## AIM OF THE EXERCISE:
Copy out the lines that have "this" in them.

## PROVIDED DATA:

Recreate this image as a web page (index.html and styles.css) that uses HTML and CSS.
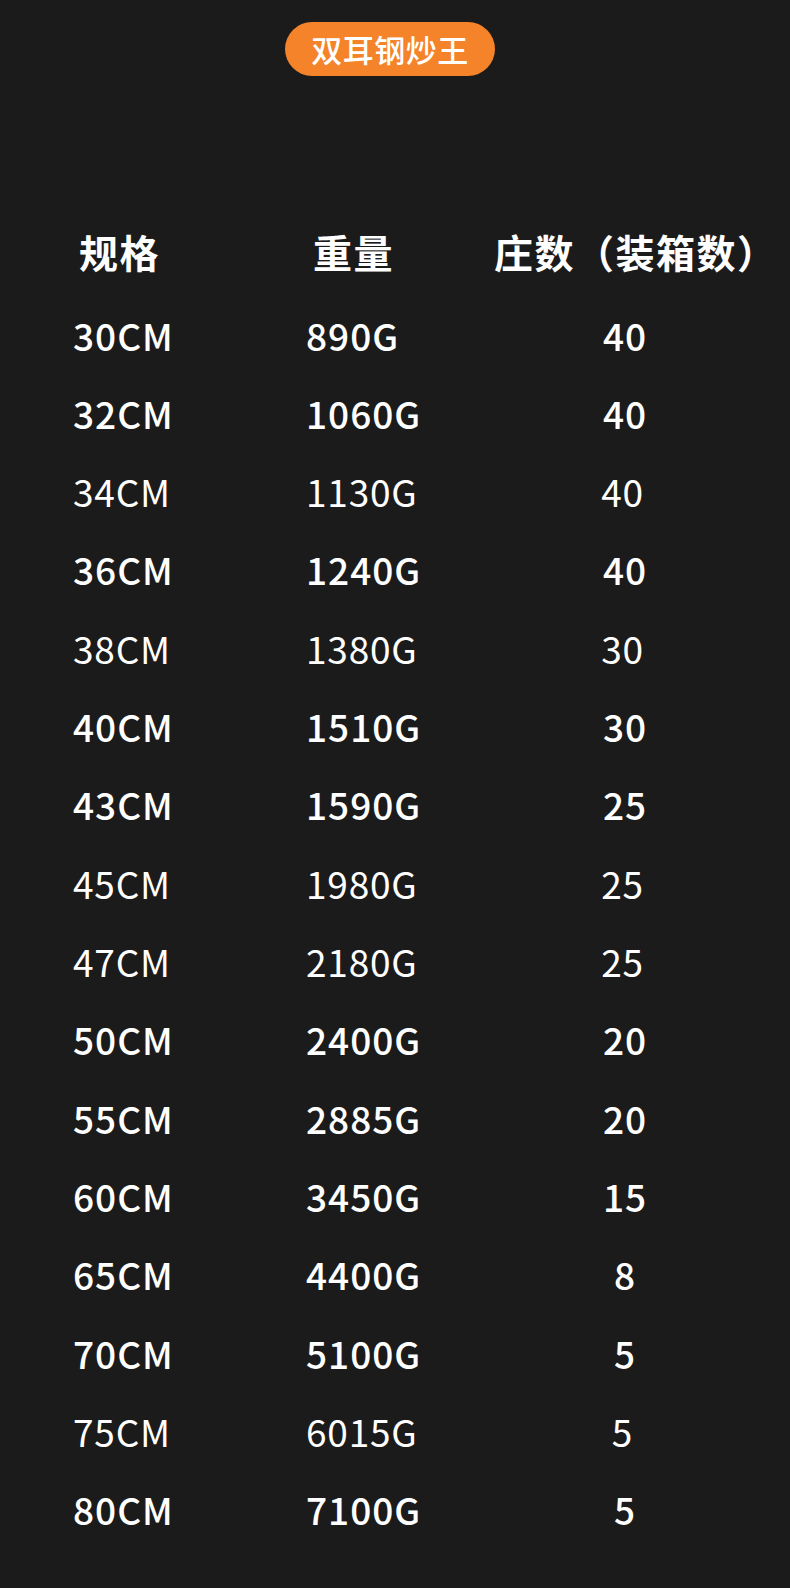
FILE: index.html
```html
<!DOCTYPE html>
<html lang="zh-CN">
<head>
<meta charset="utf-8">
<title>双耳钢炒王</title>
<link rel="stylesheet" href="styles.css">
</head>
<body>
<div class="page">
  <div class="badge-wrap"><div class="badge">双耳钢炒王</div></div>
  <div class="table">
    <div class="row head"><div class="c1">规格</div><div class="c2">重量</div><div class="c3">庄数（装箱数）</div></div>
    <div class="row b"><div class="c1">30CM</div><div class="c2">890G</div><div class="c3">40</div></div>
    <div class="row b"><div class="c1">32CM</div><div class="c2">1060G</div><div class="c3">40</div></div>
    <div class="row l"><div class="c1">34CM</div><div class="c2">1130G</div><div class="c3">40</div></div>
    <div class="row b"><div class="c1">36CM</div><div class="c2">1240G</div><div class="c3">40</div></div>
    <div class="row l"><div class="c1">38CM</div><div class="c2">1380G</div><div class="c3">30</div></div>
    <div class="row b"><div class="c1">40CM</div><div class="c2">1510G</div><div class="c3">30</div></div>
    <div class="row b"><div class="c1">43CM</div><div class="c2">1590G</div><div class="c3">25</div></div>
    <div class="row l"><div class="c1">45CM</div><div class="c2">1980G</div><div class="c3">25</div></div>
    <div class="row l"><div class="c1">47CM</div><div class="c2">2180G</div><div class="c3">25</div></div>
    <div class="row b"><div class="c1">50CM</div><div class="c2">2400G</div><div class="c3">20</div></div>
    <div class="row b"><div class="c1">55CM</div><div class="c2">2885G</div><div class="c3">20</div></div>
    <div class="row b"><div class="c1">60CM</div><div class="c2">3450G</div><div class="c3">15</div></div>
    <div class="row b"><div class="c1">65CM</div><div class="c2">4400G</div><div class="c3">8</div></div>
    <div class="row b"><div class="c1">70CM</div><div class="c2">5100G</div><div class="c3">5</div></div>
    <div class="row l"><div class="c1">75CM</div><div class="c2">6015G</div><div class="c3">5</div></div>
    <div class="row b"><div class="c1">80CM</div><div class="c2">7100G</div><div class="c3">5</div></div>
  </div>
</div>
</body>
</html>
```
FILE: styles.css
```css
html, body {
  margin: 0;
  padding: 0;
  background: #1b1b1b;
}
.page {
  width: 790px;
  height: 1588px;
  background: #1b1b1b;
  color: #ffffff;
  font-family: "Noto Sans CJK SC", "Noto Sans", sans-serif;
  padding-top: 22px;
  box-sizing: border-box;
}
.badge-wrap {
  display: flex;
  justify-content: center;
  padding-right: 10px;
}
.badge {
  width: 210px;
  height: 54px;
  border-radius: 27px;
  background: #f5832a;
  color: #ffffff;
  font-size: 31px;
  font-weight: 500;
  line-height: 54px;
  text-align: center;
  letter-spacing: 0.5px;
}
.table {
  margin-top: 133px;
  padding-left: 73px;
}
.row {
  display: grid;
  grid-template-columns: 233px 185px 268px;
  height: 78.33px;
  line-height: 78.33px;
  font-size: 37px;
  white-space: nowrap;
}
.row.head {
  height: 86.5px;
  line-height: 84px;
  font-size: 39px;
  font-weight: 700;
  letter-spacing: 1.5px;
}
.row.head .c1 {
  padding-left: 6px;
}
.row.head .c2 {
  padding-left: 7px;
}
.row.head .c3 {
  text-align: left;
  padding-left: 3px;
}
.c3 {
  text-align: center;
}
.row.b {
  font-weight: 500;
  letter-spacing: 1px;
}
.row.l {
  font-weight: 400;
  letter-spacing: 0.8px;
}
.row.l .c3 {
  padding-right: 5px;
}
```
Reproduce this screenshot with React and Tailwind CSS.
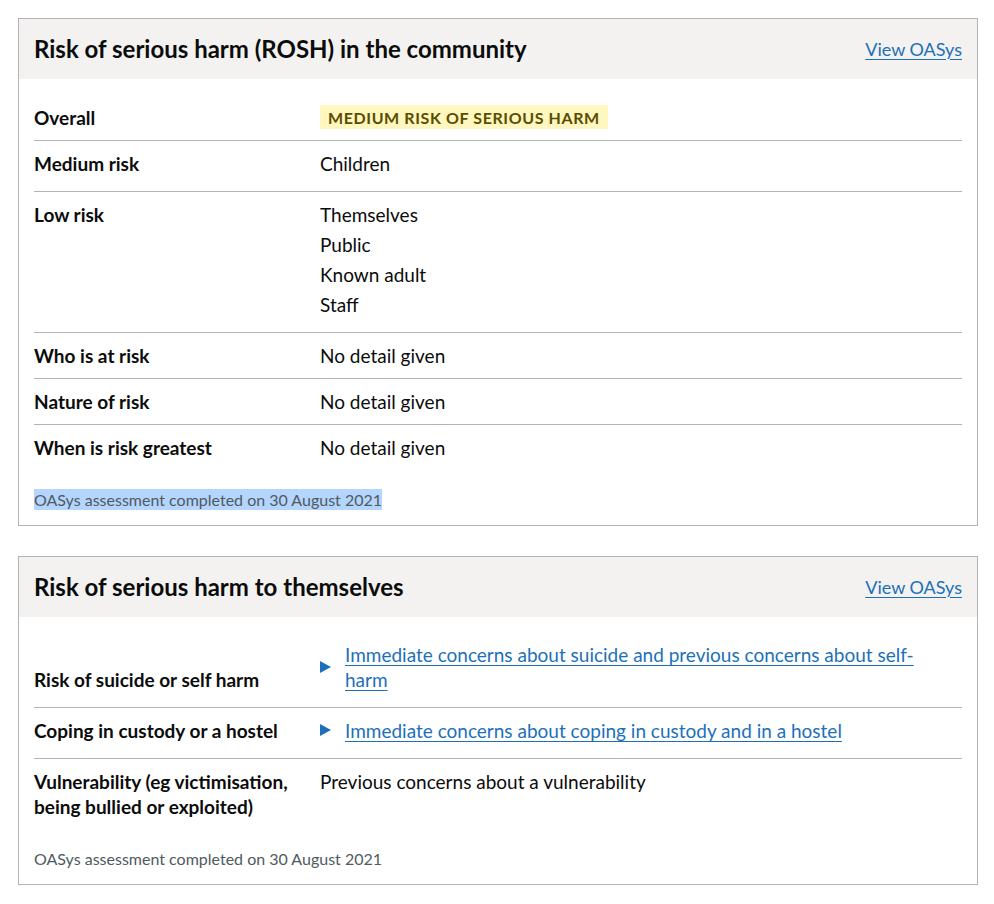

## EXERCISE ANSWER:
Recreate this image as a web page (index.html and styles.css) that uses HTML and CSS.
Reproduce this screenshot with React and Tailwind CSS.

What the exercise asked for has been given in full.